Wer hätte das gedacht! Nur wenige Wochen nach einer Hiobsbotschaft darf sich Stefan Bradl zum ersten Mal in seiner Karriere "Official Factory Rider" nennen. Nach Tagen des Bangens und Zitterns, des hektischen Verhandelns und des Klinkenputzens konnte der Moto2-Weltmeister von 2011 den erodierenden Forward-Rennstall verlassen und beim Werksteam von Aprilia anheuern.

Statt ungewisser Zukunft bei einem hasardierenden Italo-Rennstall mit windigem Boss, steht nun das Genießen aller Annehmlichkeiten eines finanzkräftigen Factory-Teams aus dem Hause Piaggio auf dem Programm. Wie so oft im Leben, ist dieser Aufstieg einer Verkettung glücklicher und unglücklicher Zufälle geschuldet. Einer Verkettung, aus der Bradl nun als großer Sieger hervorgeht.

Hätte sich Aprilia vor wenigen Wochen nicht vom desaströs agierenden Marco Melandri getrennt, wäre kein Motorrad in der Startaufstellung frei geworden. Wäre die Schweizer Finanz nicht auf die womöglich nicht so ganz legalen Machenschaften von Forward-Boss Giovanni Cuzari draufgekommen, säße Bradl immer noch auf seiner bockigen Open-Yamaha fest. Ein Wechsel wäre frühestens mit Saisonende möglich gewesen. Doch bis dahin hätte noch viel passieren können.

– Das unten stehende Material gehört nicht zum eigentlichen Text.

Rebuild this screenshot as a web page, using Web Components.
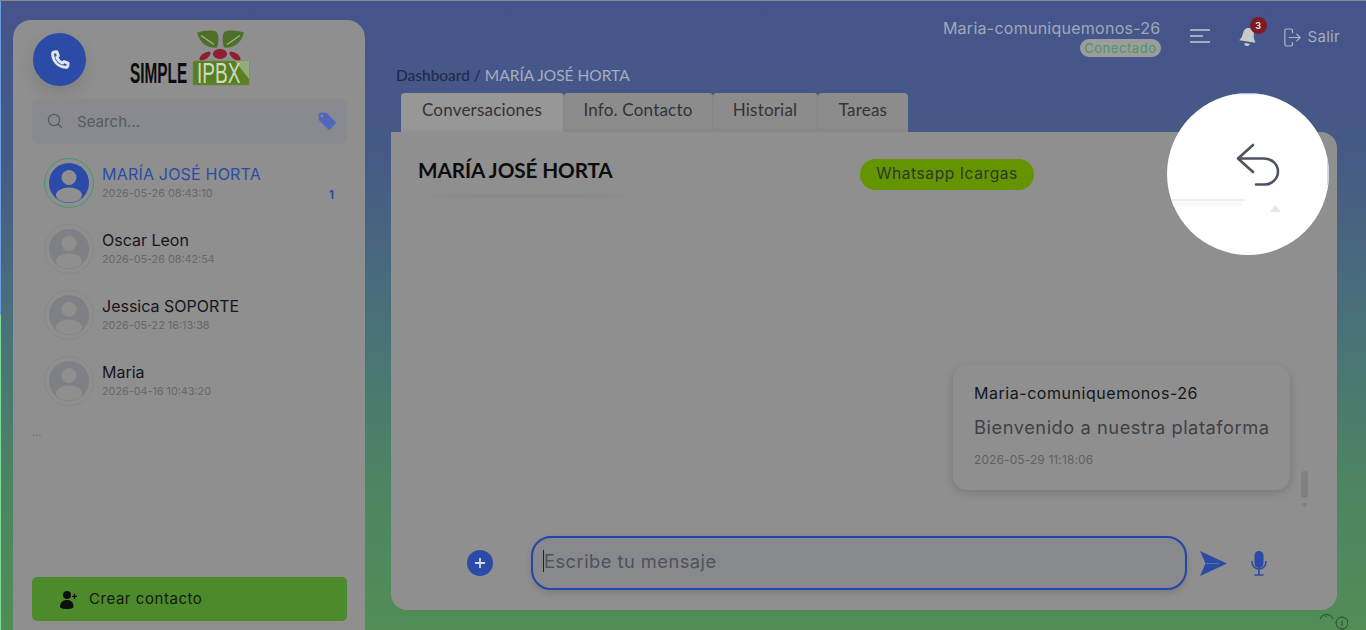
<!DOCTYPE html>
<html lang="es"><head><meta charset="utf-8"><title>Simple IPBX</title>
<style>
html,body{margin:0;height:630px;overflow:hidden}
body{font-family:Inter,"Liberation Sans",sans-serif}
</style></head><body>
<app-shell>
  <side-panel slot="side">
    <contact-row name="MARÍA JOSÉ HORTA" date="2026-05-26 08:43:10" active badge="1"></contact-row>
    <contact-row name="Oscar Leon" date="2026-05-26 08:42:54"></contact-row>
    <contact-row name="Jessica SOPORTE" date="2026-05-22 16:13:38"></contact-row>
    <contact-row name="Maria" date="2026-04-16 10:43:20"></contact-row>
  </side-panel>
  <top-bar slot="top"></top-bar>
  <tab-bar slot="tabs"></tab-bar>
  <chat-panel slot="chat"></chat-panel>
</app-shell>
<tour-spot></tour-spot>
<script>
function def(name, html){
  customElements.define(name, class extends HTMLElement{
    constructor(){super();const r=this.attachShadow({mode:'open'});this._h=html;r.innerHTML=typeof html==='function'?'':html;}
    connectedCallback(){ if(typeof this._h==='function') this.shadowRoot.innerHTML=this._h(this); }
  });
}
const SANS='Inter,"Liberation Sans",sans-serif';
def('app-shell',`<style>
:host{display:grid;grid-template-columns:352px 946px;grid-template-rows:131px 478px 20px;column-gap:26px;width:1366px;height:630px;box-sizing:border-box;padding:0 0 0 13px;overflow:hidden;position:relative;
background:linear-gradient(180deg,#45548c 0%,#465a85 25%,#49707a 50%,#4d8364 75%,#518d55 100%);border-top:1px solid #888}
.side{grid-row:1/4;padding-top:19px;min-height:0}
.right{grid-row:1;display:flex;flex-direction:column;min-width:0}
.chat{grid-row:2}
.strip{position:absolute;left:0;top:0;bottom:0;width:1px;background:linear-gradient(180deg,#6f9ae0 0 50%,#7fdca0 50% 100%)}
.mark{position:absolute;right:18px;bottom:0}
</style><span class="strip"></span>
<div class="side"><slot name="side"></slot></div>
<div class="right"><slot name="top"></slot><slot name="tabs"></slot></div>
<div class="chat"><slot name="chat"></slot></div>
<svg class="mark" width="30" height="20" viewBox="0 0 30 20" fill="none" stroke="#20352a" stroke-width=".8"><path d="M2 9a7 7 0 0 1 13 0"/><path d="M8 6v1"/><circle cx="24" cy="13" r="6"/><path d="M24 11v5"/></svg>`);

def('side-panel',`<style>
:host{display:flex;flex-direction:column;box-sizing:border-box;width:352px;height:640px;background:#8f8f8f;border-radius:18px 18px 0 0;padding:13px 18px 0 19px;font-family:${SANS}}
.head{display:flex;align-items:flex-start;height:66px}
.call{width:53px;height:53px;border-radius:50%;background:#2b4ba6;box-shadow:0 8px 16px rgba(0,0,0,.1);display:flex;align-items:center;justify-content:center;flex:none;margin-left:1px}
.logo{margin:-3px 0 0 42px;display:block;overflow:visible}
.search{display:flex;align-items:center;height:45px;box-sizing:border-box;background:#888a90;border-radius:7px;padding:0 10px 1px 15px;color:#565a60;font-size:15px;letter-spacing:.05px}
.search span{margin-left:14px;flex:1}
.list{display:flex;flex-direction:column;margin-top:6px}
.more{color:#5f7a60;font-size:11px;line-height:12px;margin-top:12px}
.spacer{flex:1}
.btn{display:flex;align-items:center;height:44px;flex:none;background:#4c8a2b;border-radius:5px;margin-bottom:39px;padding-left:28px;color:#141a12;font-size:15px;letter-spacing:.55px}
.btn span{margin:0 0 1px 10px}
</style>
<div class="head">
 <div class="call"><svg width="22" height="22" viewBox="0 0 24 24" fill="none" stroke="#dfe4ee" stroke-width="3.2" stroke-linecap="round" stroke-linejoin="round"><path d="M6 3.2 8.6 3l1.6 4.4-1.7 1.7c.9 2.6 3.2 5 6.2 6.3l1.7-1.700 4.400 1.700-.2 2.600c-.2 1.300-1.300 2.100-2.600 2C10 19.300 4.700 13.800 3.900 5.800 3.800 4.500 4.700 3.400 6 3.200Z"/></svg></div>
 <svg class="logo" width="122" height="56" viewBox="0 0 122 56">
  <g transform="translate(0 -1.500)">
  <path d="M69 4c6-2 14-3 19-1 3 3 3 10 1 16-8 1-17-3-20-15Z" fill="#4f7028"/>
  <path d="M116 4c-6-2-14-3-19-1-3 3-3 10-1 16 8 1 17-3 20-15Z" fill="#4f7028"/>
  <path d="M73 7l13 9M112 7 99 16" stroke="#a6b38f" stroke-width="1.200"/>
  </g>
  <ellipse cx="92" cy="24" rx="7" ry="5" fill="#8e1f30"/>
  <ellipse cx="77" cy="26" rx="6.500" ry="3" fill="#8e1f30" transform="rotate(-35 77 26)"/>
  <ellipse cx="107" cy="26" rx="6.500" ry="3" fill="#8e1f30" transform="rotate(35 107 26)"/>
  <rect x="65" y="31" width="56" height="24" rx="1" fill="#587f22" stroke="#6d8a3a" stroke-width=".6"/>
  <path d="M121 31v18L107 31Z" fill="#a8b89a" opacity=".75"/>
  <text transform="translate(2 53) scale(.53 1)" font-family="'Liberation Sans',sans-serif" font-weight="700" font-size="29" fill="#0d0d0d">SIMPLE</text>
  <text transform="translate(69 53) scale(.66 1)" font-family="'Liberation Sans',sans-serif" font-size="29" fill="#cfd8c0">IPBX</text>
 </svg>
</div>
<div class="search"><svg width="16" height="16" viewBox="0 0 16 16" fill="none" stroke="#55585e" stroke-width="1.200"><circle cx="7" cy="7" r="5.600"/><path d="m11 11 3.800 3.800"/></svg><span>Search...</span>
<svg width="20" height="20" viewBox="0 0 20 20"><path d="M1.500 3.500 3 1.500l6.500.3 9 9c.6.600.6 1.500 0 2l-5.500 5.500c-.6.600-1.500.6-2 0l-9-9Z" fill="#5068bb"/><circle cx="5" cy="5" r="1.300" fill="#888a90"/></svg></div>
<div class="list"><slot></slot></div>
<div class="more">...</div>
<div class="spacer"></div>
<div class="btn"><svg width="19" height="19" viewBox="0 0 19 19" fill="#0c0f0a"><circle cx="7" cy="5" r="4"/><path d="M0 17c0-4.500 3-7 7-7s6.500 2.500 6.500 7c0 1-3 2-6.500 2s-7-1-7-2Z"/><path d="M14.500 3.800v5M12 6.300h5" stroke="#0c0f0a" stroke-width="1.300"/></svg><span>Crear contacto</span></div>`);

def('contact-row',el=>{
 const a=el.hasAttribute('active');
 const c=a?'#2a4ca8':'#7f8085';
 return `<style>
:host{display:flex;align-items:center;height:66px;box-sizing:border-box;padding:0 13px 0 12px;font-family:${SANS}}
.ring{width:50px;height:50px;border-radius:50%;box-sizing:border-box;border:1px solid ${a?'#3c9a70':'#888888'};display:flex;align-items:center;justify-content:center;flex:none;margin-right:8px}
.t{flex:1;min-width:0}
.n{font-size:16px;line-height:19px;letter-spacing:${a?'.2px':'0'};color:${a?'#2a4ca8':'#15161a'};white-space:nowrap}
.d{font-size:10.800px;line-height:14px;margin-top:3px;color:#66666c;white-space:nowrap}
.b{font-size:11.500px;font-weight:700;color:#2a4ca8;align-self:flex-end;margin-bottom:14px}
</style><div class="ring"><svg width="40" height="40" viewBox="0 0 40 40"><circle cx="20" cy="20" r="20" fill="${c}"/><circle cx="20" cy="14.500" r="7.500" fill="#8f8f8f"/><ellipse cx="20" cy="32" rx="13" ry="7.500" fill="#8f8f8f"/></svg></div>
<div class="t"><div class="n">${el.getAttribute('name')}</div><div class="d">${el.getAttribute('date')}</div></div>
${el.getAttribute('badge')?`<div class="b">${el.getAttribute('badge')}</div>`:''}`;
});

def('top-bar',`<style>
:host{display:block;height:92px;box-sizing:border-box;color:#a4abbd;font-family:${SANS}}
.r{display:flex;justify-content:flex-end;align-items:center;height:70px;margin-right:-3px}
.u{display:flex;flex-direction:column;align-items:flex-end;margin:3px 29px 0 0}
.u b{font-weight:400;font-size:16px;line-height:19px;letter-spacing:.26px;color:#a0a8b8}
.u i{font-style:normal;font-size:13px;line-height:18px;background:#9c9c9c;border-radius:9px;padding:0 4px;color:#4a9668;letter-spacing:.55px;margin-top:1px}
.bell{position:relative;margin:3px 26px 0 28px;width:20px;height:22px}
.bell svg{transform:rotate(8deg)}
.bell em{position:absolute;left:12px;top:-10px;width:17px;height:17px;border-radius:50%;background:#7e1a22;color:#dfdfdf;font-style:normal;font-weight:700;font-size:9px;line-height:17px;text-align:center}
.s{font-size:15px;letter-spacing:.3px;margin-left:7px;margin-top:1px}
.out{margin-top:2px}
.c{font-size:15.500px;font-family:Lato,sans-serif;color:#a5adbd;line-height:18px;padding-left:5px;margin-top:-5px}
.c span{color:#1e2840}
</style>
<div class="r"><div class="u"><b>Maria-comuniquemonos-26</b><i>Conectado</i></div>
<svg width="20" height="14" viewBox="0 0 20 14" stroke="#c5c9d2" stroke-width="1.300"><path d="M0 1h20M0 7h13M0 13h20"/></svg>
<div class="bell"><svg width="20" height="20" viewBox="0 0 20 22" fill="#c9c9c9"><path d="M10 1c4 0 6 3 6 7 0 4 2 6 3 8H1c1-2 3-4 3-8 0-4 2-7 6-7Z"/><path d="M7 18h6a3 3 0 0 1-6 0Z"/></svg><em>3</em></div>
<svg class="out" width="17" height="21" viewBox="0 0 20 22" fill="none" stroke="#b1b6c3" stroke-width="1.400" stroke-linecap="round" stroke-linejoin="round"><path d="M10 5V3a2 2 0 0 0-2-2H3a2 2 0 0 0-2 2v16a2 2 0 0 0 2 2h5a2 2 0 0 0 2-2v-2"/><path d="M6 11h13M15 7l4 4-4 4"/></svg>
<span class="s">Salir</span></div>
<div class="c"><span>Dashboard / </span>MARÍA JOSÉ HORTA</div>`);

def('tab-bar',`<style>
:host{display:flex;height:39px;padding-left:10px;font-family:Lato,"Liberation Sans",sans-serif}
a{display:flex;align-items:center;justify-content:center;box-sizing:border-box;padding-bottom:6px;border-radius:4px 4px 0 0;background:#8c8c8c;color:#333;font-size:17px;letter-spacing:.2px;border-right:1px solid #858585;box-shadow:inset 0 -6px 6px -6px rgba(0,0,0,.08)}
a.on{background:#979797}
</style><a class="on" style="width:163px">Conversaciones</a><a style="width:149px">Info. Contacto</a><a style="width:105px">Historial</a><a style="width:90px;border-right:0">Tareas</a>`);

def('chat-panel',`<style>
:host{display:flex;flex-direction:column;box-sizing:border-box;height:478px;width:946px;background:#8f8f8f;border-radius:0 16px 16px 16px;font-family:${SANS};position:relative}
.h{display:flex;align-items:flex-start;height:64px;flex:none}
h1{margin:25px 0 0 27px;font:700 20.700px/26px Lato,sans-serif;color:#0d0d0d;width:442px;letter-spacing:-.1px;position:relative}
h1::after{content:"";position:absolute;left:12px;top:37px;width:195px;height:2px;background:#8b8b8b;box-shadow:0 1px 3px rgba(0,0,0,.08);border-radius:50%}
.pill{margin-top:27px;height:31px;width:174px;background:#649400;border-radius:16px;display:flex;align-items:center;justify-content:center;font-size:15.500px;letter-spacing:.6px;color:#2d3a2b;padding-bottom:3px;box-sizing:border-box}
.body{flex:1;display:flex;justify-content:flex-end;align-items:flex-end;padding:0 47px 0 0;min-height:0}
.foot{display:flex;align-items:center;height:54px;flex:none;margin:46px 0 20px 0;padding-left:76px}
.plus{width:26px;height:26px;border-radius:50%;background:#2b4ba6;display:flex;align-items:center;justify-content:center;flex:none;margin-right:38px}
.in{width:656px;height:54px;box-sizing:border-box;border:2px solid #2346a8;border-radius:20px;background:#87898d;box-shadow:0 3px 6px rgba(0,0,0,.12);display:flex;align-items:center;padding:0 0 4px 10px;font-size:18.300px;color:#505258;letter-spacing:.47px;flex:none}
.in u{display:block;width:1px;height:22px;background:#222}
.send{margin-left:13px}
.mic{margin-left:24px}
.bar{position:absolute;right:29px;top:339px;width:7px;height:38px}
</style>
<div class="h"><h1>MARÍA JOSÉ HORTA</h1><div class="pill">Whatsapp Icargas</div></div>
<div class="body"><chat-bubble who="Maria-comuniquemonos-26" text="Bienvenido a nuestra plataforma" date="2026-05-29 11:18:06"></chat-bubble></div>
<div class="foot"><div class="plus"><svg width="10" height="10" viewBox="0 0 10 10" stroke="#d6dbe8" stroke-width="1.800"><path d="M5 0v10M0 5h10"/></svg></div>
<div class="in"><u></u>Escribe tu mensaje</div>
<svg class="send" width="27" height="25" viewBox="0 0 27 25"><path d="M0 0 27 12.500 0 25 5.500 12.500Z" fill="#2b4ba6"/><path d="M6 12.500h13" stroke="#6f80b0" stroke-width=".7"/></svg>
<svg class="mic" width="16" height="25" viewBox="0 0 16 25" fill="none" stroke="#2b4ba6" stroke-width="1.600"><rect x="3.500" y="0" width="9" height="17" rx="4.500" fill="#2b4ba6" stroke="none"/><path d="M1 10c0 5 3 8 7 8s7-3 7-8M8 18v6M3.500 24h9"/></svg></div>
<svg class="bar" viewBox="0 0 7 38"><rect width="7" height="27" rx="3.500" fill="#808082"/><path d="M.5 32h6l-3 5Z" fill="#808082"/></svg>`);

def('chat-bubble',el=>`<style>
:host{display:block;box-sizing:border-box;width:337px;height:125px;background:#8f8f8f;border-radius:14px;box-shadow:0 3px 8px rgba(0,0,0,.16);padding:18px 20px 0 21px;font-family:${SANS}}
.w{font-size:16px;line-height:20px;color:#15161a;letter-spacing:.54px;white-space:nowrap}
.t{font-size:18.300px;line-height:24px;color:#3f4147;margin-top:12px;letter-spacing:.53px;white-space:nowrap}
.d{font-size:12px;line-height:16px;color:#5f6065;margin-top:13px;letter-spacing:.1px}
</style><div class="w">${el.getAttribute('who')}</div><div class="t">${el.getAttribute('text')}</div><div class="d">${el.getAttribute('date')}</div>`);

def('tour-spot',`<style>
:host{position:absolute;left:1167px;top:93px;width:162px;height:162px;border-radius:50%;background:#fff;overflow:hidden;display:block}
svg{display:block}
</style><svg width="162" height="162" viewBox="1167 93 162 162">
<path d="M1230 93.500h36" stroke="#9dbcf2" stroke-width="1.500"/>
<path d="M1328 135v50" stroke="#b5ccf5" stroke-width="1.500"/>
<path d="M1170 200h75" stroke="#eeeff1" stroke-width="2"/><path d="M1172 204h70" stroke="#f7f8f9" stroke-width="5"/>
<path d="M1270 212h11l-5.500-7Z" fill="#e3e6ea"/>
<path d="M1253 145 1238 158.500 1253 172M1238 158.500h26c8 0 14 6 14 13s-6 13-13 13h-9" fill="none" stroke="#4d5361" stroke-width="2.600" stroke-linecap="round" stroke-linejoin="round"/>
</svg>`);
</script></body></html>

Zur richtigen Zeit am richtigen Ort

Bradls neues Arbeitsgerät, Foto: Simninja
Bradls neues Arbeitsgerät, Foto: Simninja

So kam aber eines zum anderen und Bradl war - im Gegensatz zum Vorjahr, als er etwas zu überhastet bei Forward andockte - diesmal zum richtigen Zeitpunkt am richtigen Ort. Spekulationen über einen möglichen Abstieg in die Moto2 und ein Ende seiner MotoGP-Laufbahn sind mit diesem Wechsel passe. Sowohl der 25-jährige Bradl, als auch Neueinsteiger Aprilia haben nun eine gemeinsame langfristige Perspektive.

Wunderdinge sollte man sich von Bradl freilich keine erwarten. Er kennt weder das Motorrad, noch das Team um ihn herum. Zudem ist Aprilia von der reinen Pace her maximal auf dem Niveau von Forward-Yamaha. Das zeigt schon der direkte Vergleich der Punktekonten der Fahrer: Forwards Loris Baz hat in den ersten neun Rennen einen Zähler mehr gesammelt als Alvaro Bautista (15:14). Bradl hält nach seiner Seuchensaison ohnehin erst bei neun.

Doch es ist die Perspektive, die Bradl nun wieder hat. 2016 gibt es ein brandneues Motorrad aus Noale. Der Deutsche ist nun bei der finalen Entwicklung selbst mit dabei. Die Elektronikbeschneidung im kommenden Jahr kommt Teams wie Aprilia entgegen, die Michelin-Reifen könnten ohnehin das gesamte Kräfteverhältnis in der MotoGP kippen.

Die düsteren Zeiten scheinen vorbei, auch wenn nun jede Menge harte Arbeit auf Deutschlands Nummer eins wartet. Was schlecht begann, wurde letztlich gut. Und 2015 wird in Stefan Bradls Lebenslauf wohl als das bewegteste Jahr seiner gesamten Karriere eingehen.